Es ist erstaunlich, wie ein so junger Autor es schafft, seinem Leser zu vermitteln, dass er, der Autor, scheinbar alle Zeiten hier selbst miterlebt hat. Rietzschel fordert seinen Leser, den es gibt viele Handlungsstränge, die miteinander verbunden sind, die aber oft in unterschiedlichen Zeiten spielen. Im Grunde genommen wird die gesamte jüngere deutsche Geschichte vom Kriegsende bis zur Nachwende aufgezeigt. Das finde ich schon beeindruckend. Die Sprachlosigkeit der Kriegsheimkehrer und die Sprachlosigkeit der Nachwendedeutschen im Osten. Das alles wird eingepackt in die Lebensgeschichte des Krankenpflegers Jan, mit einem Hauch von Kunst und Kultur in Form des Georg Baselitz. Und immer im Hintergrund der Staat und die jeweilige Gesellschaftsform.
Wie Rietzschel erzählt, finde ich mehr als beeindruckend. In kurzen, prägnanten Sätzen zeigt er, ohne den Zeigefinder zu erheben. Da wird kein Wort verschwendet, alles ist auf dem Punkt. Und er schafft es, Stimmungen zu erzeugen, die schon beklemmend real sind. Es liest sich so, als ob man in die Zeit der ehemaligen DDR zurückversetzt wird. Und ohne viele Worte weiß der aufmerksame Leser, wovon gerade erzählt wird. So real, wie gerade die Szenen mit dem Fahrschullehrer dargestellt werden, der Unfall seines Sohnes, beeindruckend. Als ob die Stasi selbst beim Lesen mit dabei ist.
Auch die ganzen Beziehungen der Personen untereinander und das Leben der Menschen, ob nach dem Krieg, nach der Wende und viel später. Alles ohne Pathos und Besserwisserei gezeigt und es dem Leser überlassen, was er damit anfängt. Für mich ganz großes Kino.

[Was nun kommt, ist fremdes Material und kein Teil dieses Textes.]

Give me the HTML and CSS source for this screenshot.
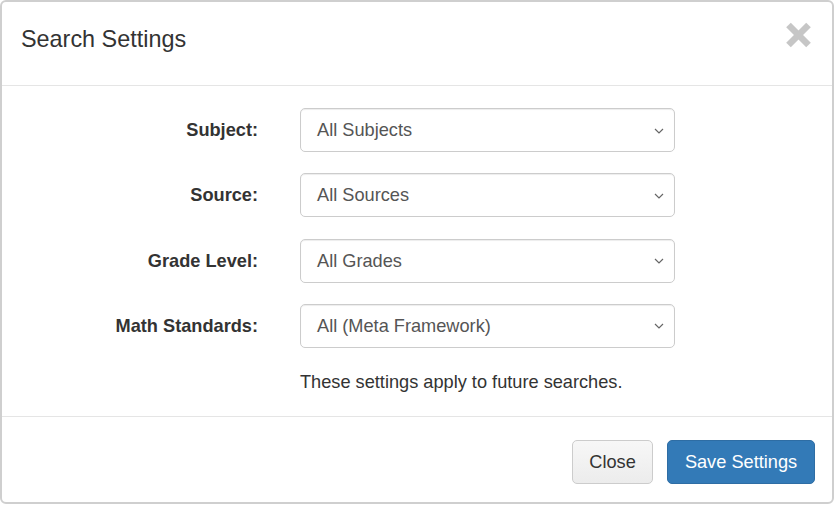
FILE: index.html
```html
<!DOCTYPE html>
<html>
<head>
<meta charset="utf-8">
<link rel="stylesheet" href="styles.css">
</head>
<body>
<div class="modal">
  <div class="modal-header">
    <h4 class="modal-title">Search Settings</h4>
    <button class="close" type="button" aria-label="Close">
      <svg width="27" height="26" viewBox="0 0 27 26">
        <line x1="3.5" y1="3" x2="23.5" y2="23" stroke="#c6c6c6" stroke-width="6.5"/>
        <line x1="23.5" y1="3" x2="3.5" y2="23" stroke="#c6c6c6" stroke-width="6.5"/>
      </svg>
    </button>
  </div>
  <div class="modal-body">
    <div class="form-row">
      <label class="control-label">Subject:</label>
      <div class="select"><span>All Subjects</span><svg class="chev" width="10" height="6" viewBox="0 0 10 6"><path d="M1 1 L5 5 L9 1" fill="none" stroke="#666" stroke-width="1.2"/></svg></div>
    </div>
    <div class="form-row">
      <label class="control-label">Source:</label>
      <div class="select"><span>All Sources</span><svg class="chev" width="10" height="6" viewBox="0 0 10 6"><path d="M1 1 L5 5 L9 1" fill="none" stroke="#666" stroke-width="1.2"/></svg></div>
    </div>
    <div class="form-row">
      <label class="control-label">Grade Level:</label>
      <div class="select"><span>All Grades</span><svg class="chev" width="10" height="6" viewBox="0 0 10 6"><path d="M1 1 L5 5 L9 1" fill="none" stroke="#666" stroke-width="1.2"/></svg></div>
    </div>
    <div class="form-row">
      <label class="control-label">Math Standards:</label>
      <div class="select"><span>All (Meta Framework)</span><svg class="chev" width="10" height="6" viewBox="0 0 10 6"><path d="M1 1 L5 5 L9 1" fill="none" stroke="#666" stroke-width="1.2"/></svg></div>
    </div>
    <div class="form-row">
      <div></div>
      <p class="help">These settings apply to future searches.</p>
    </div>
  </div>
  <div class="modal-footer">
    <button class="btn btn-default" type="button">Close</button>
    <button class="btn btn-primary" type="button">Save Settings</button>
  </div>
</div>
</body>
</html>
```
FILE: styles.css
```css
html, body {
  margin: 0;
  padding: 0;
  background: #ffffff;
}
body {
  font-family: "Liberation Sans", Arial, sans-serif;
  font-size: 18.2px;
  line-height: 26px;
  color: #333333;
}
.modal {
  box-sizing: border-box;
  width: 834px;
  height: 504px;
  border: 2px solid #cfcfcf;
  border-radius: 6px;
  background: #ffffff;
  display: flex;
  flex-direction: column;
}
.modal-header {
  box-sizing: border-box;
  height: 84px;
  padding: 21px 20px 0 19px;
  border-bottom: 1px solid #e5e5e5;
  display: flex;
  justify-content: space-between;
  align-items: flex-start;
}
.modal-title {
  margin: 0;
  font-size: 23.4px;
  line-height: 33.4px;
  font-weight: normal;
  color: #333333;
}
.close {
  border: 0;
  background: transparent;
  padding: 0;
  margin: -1px 0 0 0;
  width: 27px;
  height: 26px;
  display: block;
}
.modal-body {
  flex: 1;
  padding: 22px 0 0 0;
  display: flex;
  flex-direction: column;
  gap: 21.3px;
}
.form-row {
  display: grid;
  grid-template-columns: 256px 375px;
  column-gap: 42px;
  align-items: center;
}
.control-label {
  text-align: right;
  font-weight: bold;
  color: #333333;
}
.select {
  box-sizing: border-box;
  height: 44px;
  border: 1px solid #cccccc;
  border-radius: 5px;
  box-shadow: inset 0 1px 1px rgba(0,0,0,.075);
  padding: 0 10px 0 16px;
  display: flex;
  align-items: center;
  justify-content: space-between;
  color: #555555;
}
.chev {
  display: block;
  margin-top: 1px;
}
.help {
  margin: 0;
  color: #333333;
}
.modal-footer {
  box-sizing: border-box;
  height: 86px;
  border-top: 1px solid #e5e5e5;
  padding: 23px 17px 0 0;
  display: flex;
  justify-content: flex-end;
  align-items: flex-start;
  gap: 14px;
}
.btn {
  box-sizing: border-box;
  height: 44px;
  border-radius: 5px;
  font-family: "Liberation Sans", Arial, sans-serif;
  font-size: 18.2px;
  line-height: 26px;
  padding: 0;
  white-space: nowrap;
  text-align: center;
  cursor: pointer;
}
.btn-default {
  width: 81px;
  background: linear-gradient(#f7f7f7, #ececec);
  border: 1px solid #cccccc;
  color: #333333;
}
.btn-primary {
  width: 148px;
  background: #337ab7;
  border: 1px solid #2e6da4;
  color: #ffffff;
}
```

„Raumfahrer“ ist ein literarisches großes Werk für mich und gleichzeitig auch Geschichtsunterricht. Ich denke mal, dass Leser westlich der Elbe dieses Buch anders lesen werden als diejenigen, welche östlich der Elbe aufgewachsen sind und beide System noch kennen. Und die Figur des Jan ist ein ganz starker Protagonist. Er jammert nicht, er protzt nicht, er lebt sein Leben und macht, was er meint, machen zu müssen in der jeweiligen Situation. Ein stiller Held, wie er sympathischer nicht sein könnte. Man spürt, dass sich Rietzschel Zeit mit seinen Figuren genommen hat und sie nicht nur eindimensional darstellt.
Ein Roman, wie es noch viel mehr von geben sollte.